_TASK DIRECTIONS_: Type out the records that follow, exactly as given.

_WORKING DATA_:

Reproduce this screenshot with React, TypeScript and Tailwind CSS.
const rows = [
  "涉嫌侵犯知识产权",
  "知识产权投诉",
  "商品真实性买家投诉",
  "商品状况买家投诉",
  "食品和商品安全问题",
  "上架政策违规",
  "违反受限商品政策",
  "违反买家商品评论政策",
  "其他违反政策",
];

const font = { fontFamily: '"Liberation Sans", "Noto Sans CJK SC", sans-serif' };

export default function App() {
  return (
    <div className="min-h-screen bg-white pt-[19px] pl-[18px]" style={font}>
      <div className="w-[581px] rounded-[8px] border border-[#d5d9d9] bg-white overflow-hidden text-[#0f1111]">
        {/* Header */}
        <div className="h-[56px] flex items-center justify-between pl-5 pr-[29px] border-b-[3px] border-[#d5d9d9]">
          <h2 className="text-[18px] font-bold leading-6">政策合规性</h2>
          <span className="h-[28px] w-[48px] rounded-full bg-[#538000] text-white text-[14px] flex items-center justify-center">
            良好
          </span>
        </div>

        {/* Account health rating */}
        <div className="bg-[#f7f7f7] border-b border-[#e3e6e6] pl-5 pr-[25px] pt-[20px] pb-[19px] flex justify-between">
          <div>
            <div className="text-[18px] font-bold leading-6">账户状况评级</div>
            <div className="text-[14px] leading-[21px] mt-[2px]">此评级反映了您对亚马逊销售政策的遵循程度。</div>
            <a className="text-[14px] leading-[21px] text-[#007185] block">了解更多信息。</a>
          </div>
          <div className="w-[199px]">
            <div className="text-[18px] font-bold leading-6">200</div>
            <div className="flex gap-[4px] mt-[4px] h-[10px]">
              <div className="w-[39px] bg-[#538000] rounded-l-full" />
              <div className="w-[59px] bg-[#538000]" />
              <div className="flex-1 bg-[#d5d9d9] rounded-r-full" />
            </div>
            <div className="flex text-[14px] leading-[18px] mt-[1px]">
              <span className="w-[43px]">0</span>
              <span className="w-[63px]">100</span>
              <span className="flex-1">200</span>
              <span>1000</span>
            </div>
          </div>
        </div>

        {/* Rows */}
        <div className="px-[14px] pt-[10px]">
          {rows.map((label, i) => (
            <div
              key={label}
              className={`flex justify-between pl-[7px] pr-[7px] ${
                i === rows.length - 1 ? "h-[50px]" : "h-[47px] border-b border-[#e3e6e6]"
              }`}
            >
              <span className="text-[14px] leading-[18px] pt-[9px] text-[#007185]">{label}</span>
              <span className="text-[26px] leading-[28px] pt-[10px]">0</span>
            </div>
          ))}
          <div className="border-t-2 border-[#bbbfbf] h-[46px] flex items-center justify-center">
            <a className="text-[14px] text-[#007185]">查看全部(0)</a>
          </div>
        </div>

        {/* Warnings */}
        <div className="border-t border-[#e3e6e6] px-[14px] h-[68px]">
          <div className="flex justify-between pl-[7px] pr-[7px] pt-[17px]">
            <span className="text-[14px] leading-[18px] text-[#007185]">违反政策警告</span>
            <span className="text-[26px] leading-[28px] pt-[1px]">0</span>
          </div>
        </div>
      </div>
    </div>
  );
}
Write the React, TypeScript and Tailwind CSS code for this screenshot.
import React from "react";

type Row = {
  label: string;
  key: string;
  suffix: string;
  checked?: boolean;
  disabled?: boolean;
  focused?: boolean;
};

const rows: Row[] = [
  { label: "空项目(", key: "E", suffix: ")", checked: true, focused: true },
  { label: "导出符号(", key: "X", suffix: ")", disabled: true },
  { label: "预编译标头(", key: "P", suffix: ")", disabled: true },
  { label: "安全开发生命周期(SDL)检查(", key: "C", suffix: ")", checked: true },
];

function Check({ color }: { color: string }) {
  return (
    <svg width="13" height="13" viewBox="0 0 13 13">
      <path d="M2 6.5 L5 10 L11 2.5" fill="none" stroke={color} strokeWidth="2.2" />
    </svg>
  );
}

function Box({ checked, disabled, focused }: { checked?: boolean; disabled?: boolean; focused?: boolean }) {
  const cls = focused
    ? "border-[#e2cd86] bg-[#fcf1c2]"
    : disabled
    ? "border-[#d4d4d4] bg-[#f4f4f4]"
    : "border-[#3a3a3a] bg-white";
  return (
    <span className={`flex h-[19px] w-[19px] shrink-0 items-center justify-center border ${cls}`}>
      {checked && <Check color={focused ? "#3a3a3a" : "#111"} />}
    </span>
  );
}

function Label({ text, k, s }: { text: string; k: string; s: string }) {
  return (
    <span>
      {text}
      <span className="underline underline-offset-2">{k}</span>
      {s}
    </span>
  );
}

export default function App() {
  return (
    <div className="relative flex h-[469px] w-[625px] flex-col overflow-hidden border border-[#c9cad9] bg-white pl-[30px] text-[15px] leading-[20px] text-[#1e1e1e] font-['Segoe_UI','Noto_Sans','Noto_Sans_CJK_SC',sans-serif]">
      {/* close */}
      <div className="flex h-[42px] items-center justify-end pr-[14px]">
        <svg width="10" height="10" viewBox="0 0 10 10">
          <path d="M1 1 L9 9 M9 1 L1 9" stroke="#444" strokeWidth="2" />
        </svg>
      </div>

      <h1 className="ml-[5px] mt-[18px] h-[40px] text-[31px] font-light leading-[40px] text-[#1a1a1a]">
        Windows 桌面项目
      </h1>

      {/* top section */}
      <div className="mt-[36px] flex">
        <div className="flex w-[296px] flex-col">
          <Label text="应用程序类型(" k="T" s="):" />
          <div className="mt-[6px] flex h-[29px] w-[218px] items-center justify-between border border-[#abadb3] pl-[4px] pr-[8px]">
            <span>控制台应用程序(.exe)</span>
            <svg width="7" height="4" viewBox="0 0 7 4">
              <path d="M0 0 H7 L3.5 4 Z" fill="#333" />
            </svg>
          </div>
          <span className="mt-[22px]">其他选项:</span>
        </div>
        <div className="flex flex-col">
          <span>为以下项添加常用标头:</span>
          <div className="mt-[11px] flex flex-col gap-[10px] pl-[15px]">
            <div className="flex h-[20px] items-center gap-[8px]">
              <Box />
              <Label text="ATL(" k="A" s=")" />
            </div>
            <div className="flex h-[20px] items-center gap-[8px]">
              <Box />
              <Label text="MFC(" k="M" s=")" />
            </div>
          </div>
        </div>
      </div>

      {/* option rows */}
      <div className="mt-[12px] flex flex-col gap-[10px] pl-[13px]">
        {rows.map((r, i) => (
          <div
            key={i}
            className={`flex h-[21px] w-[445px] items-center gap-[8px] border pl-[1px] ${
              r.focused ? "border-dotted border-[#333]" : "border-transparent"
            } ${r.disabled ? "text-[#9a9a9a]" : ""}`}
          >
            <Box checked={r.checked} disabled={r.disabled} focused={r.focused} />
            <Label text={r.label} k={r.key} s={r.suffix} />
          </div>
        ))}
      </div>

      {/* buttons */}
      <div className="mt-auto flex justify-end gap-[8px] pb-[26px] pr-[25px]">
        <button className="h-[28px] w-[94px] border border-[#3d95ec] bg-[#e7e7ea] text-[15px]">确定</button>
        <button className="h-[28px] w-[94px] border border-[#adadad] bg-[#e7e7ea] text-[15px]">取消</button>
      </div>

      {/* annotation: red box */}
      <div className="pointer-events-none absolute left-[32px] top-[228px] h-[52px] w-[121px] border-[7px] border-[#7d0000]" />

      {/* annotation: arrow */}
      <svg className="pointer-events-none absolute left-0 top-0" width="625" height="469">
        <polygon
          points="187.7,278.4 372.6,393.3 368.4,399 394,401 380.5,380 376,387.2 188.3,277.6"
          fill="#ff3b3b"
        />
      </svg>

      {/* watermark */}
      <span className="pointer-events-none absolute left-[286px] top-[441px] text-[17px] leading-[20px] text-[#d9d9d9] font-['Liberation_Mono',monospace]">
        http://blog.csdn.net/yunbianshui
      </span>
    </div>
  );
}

_CORRECT ANSWER_:
Reproduce this screenshot with React, TypeScript and Tailwind CSS.
const rows = [
  "涉嫌侵犯知识产权",
  "知识产权投诉",
  "商品真实性买家投诉",
  "商品状况买家投诉",
  "食品和商品安全问题",
  "上架政策违规",
  "违反受限商品政策",
  "违反买家商品评论政策",
  "其他违反政策",
];

const font = { fontFamily: '"Liberation Sans", "Noto Sans CJK SC", sans-serif' };

export default function App() {
  return (
    <div className="min-h-screen bg-white pt-[19px] pl-[18px]" style={font}>
      <div className="w-[581px] rounded-[8px] border border-[#d5d9d9] bg-white overflow-hidden text-[#0f1111]">
        {/* Header */}
        <div className="h-[56px] flex items-center justify-between pl-5 pr-[29px] border-b-[3px] border-[#d5d9d9]">
          <h2 className="text-[18px] font-bold leading-6">政策合规性</h2>
          <span className="h-[28px] w-[48px] rounded-full bg-[#538000] text-white text-[14px] flex items-center justify-center">
            良好
          </span>
        </div>

        {/* Account health rating */}
        <div className="bg-[#f7f7f7] border-b border-[#e3e6e6] pl-5 pr-[25px] pt-[20px] pb-[19px] flex justify-between">
          <div>
            <div className="text-[18px] font-bold leading-6">账户状况评级</div>
            <div className="text-[14px] leading-[21px] mt-[2px]">此评级反映了您对亚马逊销售政策的遵循程度。</div>
            <a className="text-[14px] leading-[21px] text-[#007185] block">了解更多信息。</a>
          </div>
          <div className="w-[199px]">
            <div className="text-[18px] font-bold leading-6">200</div>
            <div className="flex gap-[4px] mt-[4px] h-[10px]">
              <div className="w-[39px] bg-[#538000] rounded-l-full" />
              <div className="w-[59px] bg-[#538000]" />
              <div className="flex-1 bg-[#d5d9d9] rounded-r-full" />
            </div>
            <div className="flex text-[14px] leading-[18px] mt-[1px]">
              <span className="w-[43px]">0</span>
              <span className="w-[63px]">100</span>
              <span className="flex-1">200</span>
              <span>1000</span>
            </div>
          </div>
        </div>

        {/* Rows */}
        <div className="px-[14px] pt-[10px]">
          {rows.map((label, i) => (
            <div
              key={label}
              className={`flex justify-between pl-[7px] pr-[7px] ${
                i === rows.length - 1 ? "h-[50px]" : "h-[47px] border-b border-[#e3e6e6]"
              }`}
            >
              <span className="text-[14px] leading-[18px] pt-[9px] text-[#007185]">{label}</span>
              <span className="text-[26px] leading-[28px] pt-[10px]">0</span>
            </div>
          ))}
          <div className="border-t-2 border-[#bbbfbf] h-[46px] flex items-center justify-center">
            <a className="text-[14px] text-[#007185]">查看全部(0)</a>
          </div>
        </div>

        {/* Warnings */}
        <div className="border-t border-[#e3e6e6] px-[14px] h-[68px]">
          <div className="flex justify-between pl-[7px] pr-[7px] pt-[17px]">
            <span className="text-[14px] leading-[18px] text-[#007185]">违反政策警告</span>
            <span className="text-[26px] leading-[28px] pt-[1px]">0</span>
          </div>
        </div>
      </div>
    </div>
  );
}
Write the React, TypeScript and Tailwind CSS code for this screenshot.
import React from "react";

type Row = {
  label: string;
  key: string;
  suffix: string;
  checked?: boolean;
  disabled?: boolean;
  focused?: boolean;
};

const rows: Row[] = [
  { label: "空项目(", key: "E", suffix: ")", checked: true, focused: true },
  { label: "导出符号(", key: "X", suffix: ")", disabled: true },
  { label: "预编译标头(", key: "P", suffix: ")", disabled: true },
  { label: "安全开发生命周期(SDL)检查(", key: "C", suffix: ")", checked: true },
];

function Check({ color }: { color: string }) {
  return (
    <svg width="13" height="13" viewBox="0 0 13 13">
      <path d="M2 6.5 L5 10 L11 2.5" fill="none" stroke={color} strokeWidth="2.2" />
    </svg>
  );
}

function Box({ checked, disabled, focused }: { checked?: boolean; disabled?: boolean; focused?: boolean }) {
  const cls = focused
    ? "border-[#e2cd86] bg-[#fcf1c2]"
    : disabled
    ? "border-[#d4d4d4] bg-[#f4f4f4]"
    : "border-[#3a3a3a] bg-white";
  return (
    <span className={`flex h-[19px] w-[19px] shrink-0 items-center justify-center border ${cls}`}>
      {checked && <Check color={focused ? "#3a3a3a" : "#111"} />}
    </span>
  );
}

function Label({ text, k, s }: { text: string; k: string; s: string }) {
  return (
    <span>
      {text}
      <span className="underline underline-offset-2">{k}</span>
      {s}
    </span>
  );
}

export default function App() {
  return (
    <div className="relative flex h-[469px] w-[625px] flex-col overflow-hidden border border-[#c9cad9] bg-white pl-[30px] text-[15px] leading-[20px] text-[#1e1e1e] font-['Segoe_UI','Noto_Sans','Noto_Sans_CJK_SC',sans-serif]">
      {/* close */}
      <div className="flex h-[42px] items-center justify-end pr-[14px]">
        <svg width="10" height="10" viewBox="0 0 10 10">
          <path d="M1 1 L9 9 M9 1 L1 9" stroke="#444" strokeWidth="2" />
        </svg>
      </div>

      <h1 className="ml-[5px] mt-[18px] h-[40px] text-[31px] font-light leading-[40px] text-[#1a1a1a]">
        Windows 桌面项目
      </h1>

      {/* top section */}
      <div className="mt-[36px] flex">
        <div className="flex w-[296px] flex-col">
          <Label text="应用程序类型(" k="T" s="):" />
          <div className="mt-[6px] flex h-[29px] w-[218px] items-center justify-between border border-[#abadb3] pl-[4px] pr-[8px]">
            <span>控制台应用程序(.exe)</span>
            <svg width="7" height="4" viewBox="0 0 7 4">
              <path d="M0 0 H7 L3.5 4 Z" fill="#333" />
            </svg>
          </div>
          <span className="mt-[22px]">其他选项:</span>
        </div>
        <div className="flex flex-col">
          <span>为以下项添加常用标头:</span>
          <div className="mt-[11px] flex flex-col gap-[10px] pl-[15px]">
            <div className="flex h-[20px] items-center gap-[8px]">
              <Box />
              <Label text="ATL(" k="A" s=")" />
            </div>
            <div className="flex h-[20px] items-center gap-[8px]">
              <Box />
              <Label text="MFC(" k="M" s=")" />
            </div>
          </div>
        </div>
      </div>

      {/* option rows */}
      <div className="mt-[12px] flex flex-col gap-[10px] pl-[13px]">
        {rows.map((r, i) => (
          <div
            key={i}
            className={`flex h-[21px] w-[445px] items-center gap-[8px] border pl-[1px] ${
              r.focused ? "border-dotted border-[#333]" : "border-transparent"
            } ${r.disabled ? "text-[#9a9a9a]" : ""}`}
          >
            <Box checked={r.checked} disabled={r.disabled} focused={r.focused} />
            <Label text={r.label} k={r.key} s={r.suffix} />
          </div>
        ))}
      </div>

      {/* buttons */}
      <div className="mt-auto flex justify-end gap-[8px] pb-[26px] pr-[25px]">
        <button className="h-[28px] w-[94px] border border-[#3d95ec] bg-[#e7e7ea] text-[15px]">确定</button>
        <button className="h-[28px] w-[94px] border border-[#adadad] bg-[#e7e7ea] text-[15px]">取消</button>
      </div>

      {/* annotation: red box */}
      <div className="pointer-events-none absolute left-[32px] top-[228px] h-[52px] w-[121px] border-[7px] border-[#7d0000]" />

      {/* annotation: arrow */}
      <svg className="pointer-events-none absolute left-0 top-0" width="625" height="469">
        <polygon
          points="187.7,278.4 372.6,393.3 368.4,399 394,401 380.5,380 376,387.2 188.3,277.6"
          fill="#ff3b3b"
        />
      </svg>

      {/* watermark */}
      <span className="pointer-events-none absolute left-[286px] top-[441px] text-[17px] leading-[20px] text-[#d9d9d9] font-['Liberation_Mono',monospace]">
        http://blog.csdn.net/yunbianshui
      </span>
    </div>
  );
}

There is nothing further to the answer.